As I recently rediscovered the book I also learned to see it as a symbol of my own smartassedness. Feasting on encyclopedic information had been an addiction since an early age. From lonely afternoons reading the Junior Woodchucks Library in childhood to late-night binge-reading on Wikipedia in my late twenties, I had started to feel the weight of my own gluttony for facts. I’ve found some people may compliment me for being knowledgeable and opinionated, but most will resent me (and there’s an overlap between the two groups). Being a ‘know-it-all’ became a common accusation in foundering relationships; or the justification for a bad first impression. Being self-aware and trying to do something about it only seemed to make matters worse.

It took me quite a while to understand information doesn’t equal wisdom, and knowledge of ‘facts’ will often just lead us astray. I may carry a store of knowledge of a wide-ranging level of usefulness and expertise, but at thirty-four I still feel the same teenage hard time engaging in conversation with people I don’t know very well.

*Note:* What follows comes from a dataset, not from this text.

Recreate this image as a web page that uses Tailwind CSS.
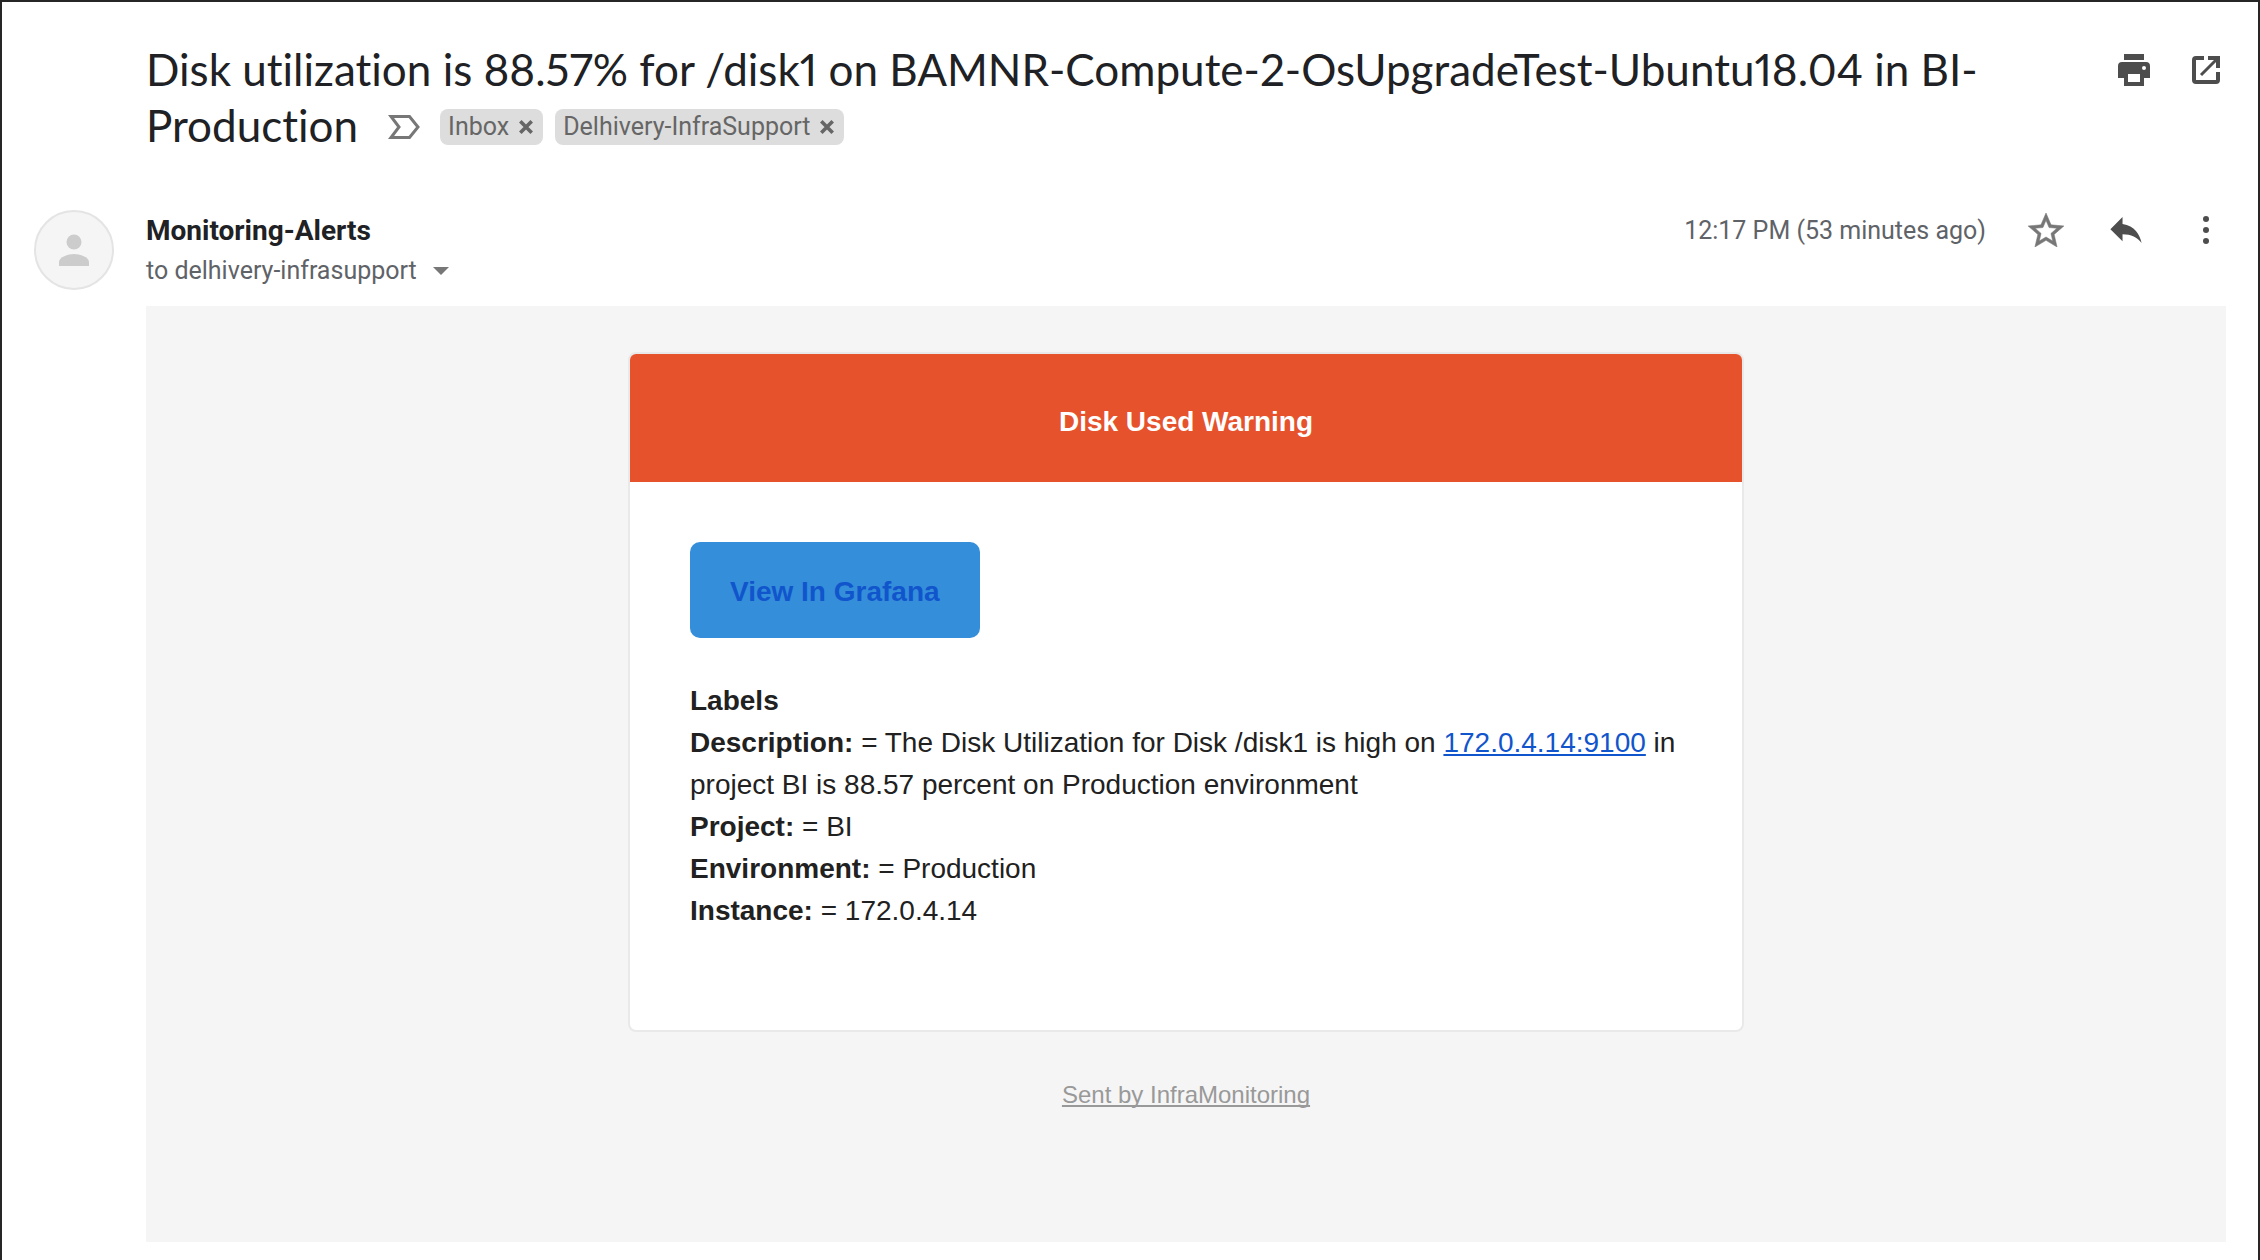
<!DOCTYPE html>
<html lang="en">
<head>
<meta charset="utf-8">
<title>Disk utilization alert</title>
<script src="https://cdn.jsdelivr.net/npm/@tailwindcss/browser@4"></script>
</head>
<body class="bg-white">
<main class="flex min-h-screen flex-col border-x-2 border-t-2 border-[#262626] pb-[18px] pr-8 font-['Roboto',sans-serif] text-[#5f6368]">

  <header class="flex items-start gap-9 pl-36 pt-[39px]">
    <h1 class="min-w-0 flex-1 font-['Lato',sans-serif] text-[44px] leading-14 text-[#202124] proportional-nums [font-variant-ligatures:none]">Disk utilization is 88.57% for /disk1 on BAMNR-Compute-2-OsUpgradeTest-Ubuntu18.04 in BI-<wbr>Production<span class="ml-[30px] inline-flex h-14 items-center pt-1 align-top font-['Roboto',sans-serif] text-[25px] leading-9 text-[#666]">
        <button type="button" aria-label="Importance marker" class="mr-5">
          <svg class="block h-6 w-8" viewBox="0 0 32 24" fill="none" stroke="#777" stroke-width="3"><path d="M3 1.5H21.5L30 12 21.5 22.500H3L11 12Z"/></svg>
        </button>
        <span class="mr-3 flex h-9 items-center gap-[10px] rounded-lg bg-[#ddd] pl-2 pr-2.5">Inbox
          <button type="button" aria-label="Remove label Inbox"><svg class="block size-[14px]" viewBox="0 0 14 14" stroke="#666" stroke-width="3.600"><path d="M1.300 1.300 12.700 12.700M12.700 1.300 1.300 12.700"/></svg></button>
        </span>
        <span class="flex h-9 items-center gap-[10px] rounded-lg bg-[#ddd] pl-2 pr-2.5">Delhivery-InfraSupport
          <button type="button" aria-label="Remove label Delhivery-InfraSupport"><svg class="block size-[14px]" viewBox="0 0 14 14" stroke="#666" stroke-width="3.600"><path d="M1.300 1.300 12.700 12.700M12.700 1.300 1.300 12.700"/></svg></button>
        </span>
      </span></h1>
    <div class="flex gap-8 pt-[9px] text-[#4d4d4d]">
      <button type="button" aria-label="Print all" class="flex size-10 items-center justify-center">
        <svg class="size-8" viewBox="0 0 16 16" fill="currentColor" fill-rule="evenodd"><path d="M3 0H13V3H3ZM2 4H14A2 2 0 0 1 16 6V12H13V16H3V12H0V6A2 2 0 0 1 2 4ZM5 10V14H11V10ZM13 6A1 1 0 1 0 13 8 1 1 0 0 0 13 6Z"/></svg>
      </button>
      <button type="button" aria-label="Open in new window" class="flex size-10 items-center justify-center">
        <svg class="size-7" viewBox="0 0 14 14" fill="none" stroke="currentColor" stroke-width="2"><path d="M6 1H2A1 1 0 0 0 1 2V12A1 1 0 0 0 2 13H12A1 1 0 0 0 13 12V8M8 1H13V6"/><path d="M4.500 9.500 13 1" stroke-width="1.500"/></svg>
      </button>
    </div>
  </header>

  <section class="mt-[57px] flex gap-8 pl-8">
    <div class="flex size-20 shrink-0 items-center justify-center rounded-full border-2 border-[#e4e4e4] bg-[#f5f5f5]">
      <svg class="h-8 w-[30px]" viewBox="0 0 30 32" fill="#ccc"><circle cx="15" cy="8" r="7.500"/><path d="M0 32V28C0 23 9 20 15 20S30 23 30 28V32Z"/></svg>
    </div>
    <div class="min-w-0 flex-1 pt-px">
      <h2 class="text-[28px] font-bold leading-10 text-[#202124]">Monitoring-Alerts</h2>
      <div class="flex items-center gap-4 text-[25px] leading-10">
        <span>to delhivery-infrasupport</span>
        <button type="button" aria-label="Show details"><svg class="block h-2 w-4" viewBox="0 0 16 8" fill="#777"><path d="M0 0H16L8 8Z"/></svg></button>
      </div>
    </div>
    <div class="flex h-10 items-center gap-10 text-[#4d4d4d]">
      <time class="pt-0.5 text-[25px] leading-10 text-[#5f6368]">12:17 PM (53 minutes ago)</time>
      <button type="button" aria-label="Star" class="flex size-10 items-center justify-center text-[#777]">
        <svg class="h-[34px] w-9" viewBox="2 2 20 19" fill="currentColor" stroke="currentColor" stroke-width="0.300"><path d="M22 9.240l-7.190-.620L12 2 9.190 8.630 2 9.240l5.460 4.730L5.820 21 12 17.270 18.180 21l-1.630-7.030L22 9.240zM12 15.400l-3.760 2.270 1-4.280-3.320-2.880 4.380-.380L12 6.100l1.710 4.040 4.380.380-3.320 2.880 1 4.280L12 15.400z"/></svg>
      </button>
      <button type="button" aria-label="Reply" class="flex size-10 items-center justify-center">
        <svg class="h-[26px] w-8" viewBox="3 5 18 15" fill="currentColor"><path d="M10 9V5l-7 7 7 7v-4.100c5 0 8.500 1.600 11 5.100-1-5-4-10-11-11z"/></svg>
      </button>
      <button type="button" aria-label="More" class="flex size-10 items-center justify-center">
        <svg class="h-7 w-2" viewBox="0 0 8 28" fill="currentColor"><circle cx="4" cy="3" r="3"/><circle cx="4" cy="14" r="3"/><circle cx="4" cy="25" r="3"/></svg>
      </button>
    </div>
  </section>

  <article class="ml-36 mt-[15px] flex flex-1 flex-col items-center bg-[#f5f5f5] pt-[46px] font-['Liberation_Sans',Arial,sans-serif] text-[28px] leading-[42px] text-[#212121]">
    <div class="w-full max-w-[1116px] overflow-hidden rounded-lg border-2 border-[#e9e9e9] bg-white">
      <h3 class="flex h-32 items-center justify-center bg-[#e6522c] pt-2 font-bold text-white">Disk Used Warning</h3>
      <div class="px-15 pb-[98px] pt-15">
        <a href="#" class="flex h-24 w-fit items-center rounded-[10px] bg-[#348eda] px-10 pt-1 font-bold text-[#1155cc]">View In Grafana</a>
        <div class="mt-[42px]">
          <p class="font-bold">Labels</p>
          <p><b>Description:</b> = The Disk Utilization for Disk /disk1 is high on <a href="#" class="text-[#1155cc] underline">172.0.4.14:9100</a> in project BI is 88.57 percent on Production environment</p>
          <p><b>Project:</b> = BI</p>
          <p><b>Environment:</b> = Production</p>
          <p><b>Instance:</b> = 172.0.4.14</p>
        </div>
      </div>
    </div>
    <a href="#" class="mt-[45px] text-2xl leading-9 text-[#999] underline [text-decoration-skip-ink:none]">Sent by InfraMonitoring</a>
  </article>
</main>
</body>
</html>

Paradoxically I should have paid more attention to Manual Encyclopedico. Besides all the facts about History and Political Geography which are obviously long outdated, in the old book a luminiferous aether is presumed to permeate the universe and our Sun is described as an inhabitable globe with a "radiant atmosphere" in the same pages that list the sixty-four known ‘planets’ of our Solar System. The lightning rod, the train and the atmospheric baloon are described as cutting-edge technologies. I used to have great fun reading all these ‘facts’ which were so obviously wrong and outdated. What I should have understood is that it is in the nature of facts themselves to suddenly become untrue.

This simple observation is the great nugget of wisdom I should have found in these pages. I was just too blind to see it.